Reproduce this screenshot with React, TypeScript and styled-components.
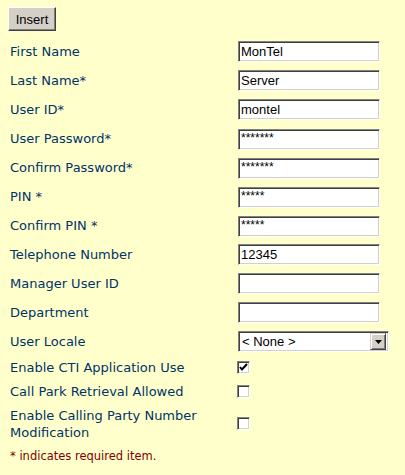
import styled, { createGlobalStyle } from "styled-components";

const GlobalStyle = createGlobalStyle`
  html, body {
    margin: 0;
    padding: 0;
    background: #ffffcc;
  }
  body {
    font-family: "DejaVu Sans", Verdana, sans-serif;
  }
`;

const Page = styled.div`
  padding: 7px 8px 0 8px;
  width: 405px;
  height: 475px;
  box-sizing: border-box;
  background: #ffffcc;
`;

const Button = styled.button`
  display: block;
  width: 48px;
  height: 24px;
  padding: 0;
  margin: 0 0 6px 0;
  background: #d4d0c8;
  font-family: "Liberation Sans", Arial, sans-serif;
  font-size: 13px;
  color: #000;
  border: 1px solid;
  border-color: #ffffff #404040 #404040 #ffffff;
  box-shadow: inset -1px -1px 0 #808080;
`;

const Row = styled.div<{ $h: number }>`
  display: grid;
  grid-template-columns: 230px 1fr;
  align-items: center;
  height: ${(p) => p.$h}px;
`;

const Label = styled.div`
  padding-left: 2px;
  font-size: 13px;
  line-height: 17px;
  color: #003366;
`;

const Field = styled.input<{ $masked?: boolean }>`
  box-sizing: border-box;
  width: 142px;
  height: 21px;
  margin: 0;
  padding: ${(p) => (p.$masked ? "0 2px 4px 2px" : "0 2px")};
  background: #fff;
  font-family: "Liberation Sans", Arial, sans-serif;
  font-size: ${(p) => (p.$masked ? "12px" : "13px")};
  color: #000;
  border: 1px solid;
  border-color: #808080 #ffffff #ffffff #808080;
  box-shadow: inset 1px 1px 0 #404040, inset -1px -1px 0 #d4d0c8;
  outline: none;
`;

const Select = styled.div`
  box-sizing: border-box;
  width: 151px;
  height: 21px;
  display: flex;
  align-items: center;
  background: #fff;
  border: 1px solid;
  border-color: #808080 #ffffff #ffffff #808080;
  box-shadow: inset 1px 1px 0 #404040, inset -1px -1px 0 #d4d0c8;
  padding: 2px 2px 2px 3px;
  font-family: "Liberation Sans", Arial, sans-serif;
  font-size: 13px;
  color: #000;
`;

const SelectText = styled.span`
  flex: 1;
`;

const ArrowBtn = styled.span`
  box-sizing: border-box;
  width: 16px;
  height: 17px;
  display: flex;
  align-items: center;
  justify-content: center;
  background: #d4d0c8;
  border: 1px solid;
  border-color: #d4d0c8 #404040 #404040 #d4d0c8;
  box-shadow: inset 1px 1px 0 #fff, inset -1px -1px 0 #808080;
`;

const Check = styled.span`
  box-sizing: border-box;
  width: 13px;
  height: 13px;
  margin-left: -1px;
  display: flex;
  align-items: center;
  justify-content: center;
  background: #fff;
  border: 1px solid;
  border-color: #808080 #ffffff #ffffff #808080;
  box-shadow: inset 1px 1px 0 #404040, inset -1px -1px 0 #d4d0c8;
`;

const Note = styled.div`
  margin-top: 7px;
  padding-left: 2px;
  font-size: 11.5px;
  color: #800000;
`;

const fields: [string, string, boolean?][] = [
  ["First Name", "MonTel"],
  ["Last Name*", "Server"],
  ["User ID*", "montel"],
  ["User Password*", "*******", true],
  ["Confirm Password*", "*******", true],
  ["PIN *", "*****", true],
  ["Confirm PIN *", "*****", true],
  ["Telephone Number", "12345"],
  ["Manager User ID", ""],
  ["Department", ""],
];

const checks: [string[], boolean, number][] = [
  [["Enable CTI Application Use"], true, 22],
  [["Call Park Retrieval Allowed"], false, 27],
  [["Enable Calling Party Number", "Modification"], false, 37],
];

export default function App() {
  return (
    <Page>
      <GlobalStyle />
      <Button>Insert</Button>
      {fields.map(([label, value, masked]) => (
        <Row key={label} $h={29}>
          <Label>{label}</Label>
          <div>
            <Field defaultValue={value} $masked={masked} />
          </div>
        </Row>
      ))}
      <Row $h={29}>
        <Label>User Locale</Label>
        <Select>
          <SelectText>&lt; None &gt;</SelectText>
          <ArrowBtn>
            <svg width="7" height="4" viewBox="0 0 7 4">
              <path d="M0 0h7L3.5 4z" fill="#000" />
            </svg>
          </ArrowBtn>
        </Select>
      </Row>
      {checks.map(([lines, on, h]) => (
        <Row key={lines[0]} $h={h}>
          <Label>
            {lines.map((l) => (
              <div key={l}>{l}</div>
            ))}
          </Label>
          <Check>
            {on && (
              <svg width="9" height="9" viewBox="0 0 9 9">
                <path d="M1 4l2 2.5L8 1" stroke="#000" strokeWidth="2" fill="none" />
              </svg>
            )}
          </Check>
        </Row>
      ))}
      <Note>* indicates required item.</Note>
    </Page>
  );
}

_ _ _ _

Reproduce the data above in full, exactly as it is, with the pictures left out.

Answer to this exercise –
Reproduce this screenshot with React, TypeScript and styled-components.
import styled, { createGlobalStyle } from "styled-components";

const GlobalStyle = createGlobalStyle`
  html, body {
    margin: 0;
    padding: 0;
    background: #ffffcc;
  }
  body {
    font-family: "DejaVu Sans", Verdana, sans-serif;
  }
`;

const Page = styled.div`
  padding: 7px 8px 0 8px;
  width: 405px;
  height: 475px;
  box-sizing: border-box;
  background: #ffffcc;
`;

const Button = styled.button`
  display: block;
  width: 48px;
  height: 24px;
  padding: 0;
  margin: 0 0 6px 0;
  background: #d4d0c8;
  font-family: "Liberation Sans", Arial, sans-serif;
  font-size: 13px;
  color: #000;
  border: 1px solid;
  border-color: #ffffff #404040 #404040 #ffffff;
  box-shadow: inset -1px -1px 0 #808080;
`;

const Row = styled.div<{ $h: number }>`
  display: grid;
  grid-template-columns: 230px 1fr;
  align-items: center;
  height: ${(p) => p.$h}px;
`;

const Label = styled.div`
  padding-left: 2px;
  font-size: 13px;
  line-height: 17px;
  color: #003366;
`;

const Field = styled.input<{ $masked?: boolean }>`
  box-sizing: border-box;
  width: 142px;
  height: 21px;
  margin: 0;
  padding: ${(p) => (p.$masked ? "0 2px 4px 2px" : "0 2px")};
  background: #fff;
  font-family: "Liberation Sans", Arial, sans-serif;
  font-size: ${(p) => (p.$masked ? "12px" : "13px")};
  color: #000;
  border: 1px solid;
  border-color: #808080 #ffffff #ffffff #808080;
  box-shadow: inset 1px 1px 0 #404040, inset -1px -1px 0 #d4d0c8;
  outline: none;
`;

const Select = styled.div`
  box-sizing: border-box;
  width: 151px;
  height: 21px;
  display: flex;
  align-items: center;
  background: #fff;
  border: 1px solid;
  border-color: #808080 #ffffff #ffffff #808080;
  box-shadow: inset 1px 1px 0 #404040, inset -1px -1px 0 #d4d0c8;
  padding: 2px 2px 2px 3px;
  font-family: "Liberation Sans", Arial, sans-serif;
  font-size: 13px;
  color: #000;
`;

const SelectText = styled.span`
  flex: 1;
`;

const ArrowBtn = styled.span`
  box-sizing: border-box;
  width: 16px;
  height: 17px;
  display: flex;
  align-items: center;
  justify-content: center;
  background: #d4d0c8;
  border: 1px solid;
  border-color: #d4d0c8 #404040 #404040 #d4d0c8;
  box-shadow: inset 1px 1px 0 #fff, inset -1px -1px 0 #808080;
`;

const Check = styled.span`
  box-sizing: border-box;
  width: 13px;
  height: 13px;
  margin-left: -1px;
  display: flex;
  align-items: center;
  justify-content: center;
  background: #fff;
  border: 1px solid;
  border-color: #808080 #ffffff #ffffff #808080;
  box-shadow: inset 1px 1px 0 #404040, inset -1px -1px 0 #d4d0c8;
`;

const Note = styled.div`
  margin-top: 7px;
  padding-left: 2px;
  font-size: 11.5px;
  color: #800000;
`;

const fields: [string, string, boolean?][] = [
  ["First Name", "MonTel"],
  ["Last Name*", "Server"],
  ["User ID*", "montel"],
  ["User Password*", "*******", true],
  ["Confirm Password*", "*******", true],
  ["PIN *", "*****", true],
  ["Confirm PIN *", "*****", true],
  ["Telephone Number", "12345"],
  ["Manager User ID", ""],
  ["Department", ""],
];

const checks: [string[], boolean, number][] = [
  [["Enable CTI Application Use"], true, 22],
  [["Call Park Retrieval Allowed"], false, 27],
  [["Enable Calling Party Number", "Modification"], false, 37],
];

export default function App() {
  return (
    <Page>
      <GlobalStyle />
      <Button>Insert</Button>
      {fields.map(([label, value, masked]) => (
        <Row key={label} $h={29}>
          <Label>{label}</Label>
          <div>
            <Field defaultValue={value} $masked={masked} />
          </div>
        </Row>
      ))}
      <Row $h={29}>
        <Label>User Locale</Label>
        <Select>
          <SelectText>&lt; None &gt;</SelectText>
          <ArrowBtn>
            <svg width="7" height="4" viewBox="0 0 7 4">
              <path d="M0 0h7L3.5 4z" fill="#000" />
            </svg>
          </ArrowBtn>
        </Select>
      </Row>
      {checks.map(([lines, on, h]) => (
        <Row key={lines[0]} $h={h}>
          <Label>
            {lines.map((l) => (
              <div key={l}>{l}</div>
            ))}
          </Label>
          <Check>
            {on && (
              <svg width="9" height="9" viewBox="0 0 9 9">
                <path d="M1 4l2 2.5L8 1" stroke="#000" strokeWidth="2" fill="none" />
              </svg>
            )}
          </Check>
        </Row>
      ))}
      <Note>* indicates required item.</Note>
    </Page>
  );
}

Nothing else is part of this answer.